Since the timber crop must be harvested in trees of a size and quality suitable for commercial use, and since about 80 percent of all timber products are cut from trees of saw-timber size, it is important to think of the timber crop primarily in terms of saw timber.

As of 1945, the stand of saw timber in the United States was estimated at 1,601 billion board feet, about half of which is in virgin stands. The volume of all timber 5 inches or more in diameter breast high was 470 billion cubic feet. Those are large figures. But critical examination shows that the forest capital is by no means satisfactory.

For one thing, growing stock east of the Great Plains is badly depleted. The land is generally understocked and much of the timber is of small size and inferior quality. Although fully three-fourths of the commercial forest land is in the East, the timber there, 558 billion board feet, is little more than one-third of the national total.

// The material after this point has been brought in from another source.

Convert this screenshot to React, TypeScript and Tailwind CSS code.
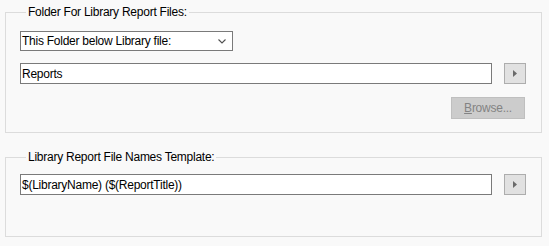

On the other hand, Washington, Oregon, and California have less than one-seventh of the commercial forest land, but they have more than half the saw timber in the United States. About 80 percent of the 1,043 billion board feet of saw timber in the entire West is in virgin stands. Although the average volume needed as growing stock for future crops will generally be less than in the virgin stands, the backlog of forest capital in those stands is an extremely important part of our timber supply and should be husbanded.

The occurrence of different species and the replacement of the valuable species by inferior species is another factor. Timber in the West is almost all softwood, the kind that is in greatest demand for the major industrial uses, but in the North just about three-fourths is hardwood. There is now only 15 billion board feet of white and red pines, species that once were foremost in our lumber markets. Maine is the only Northern State with more softwood than hardwood. Even in the South, noted for its vast pine forests and prolific second growth, 43 percent of the saw timber today is hardwood.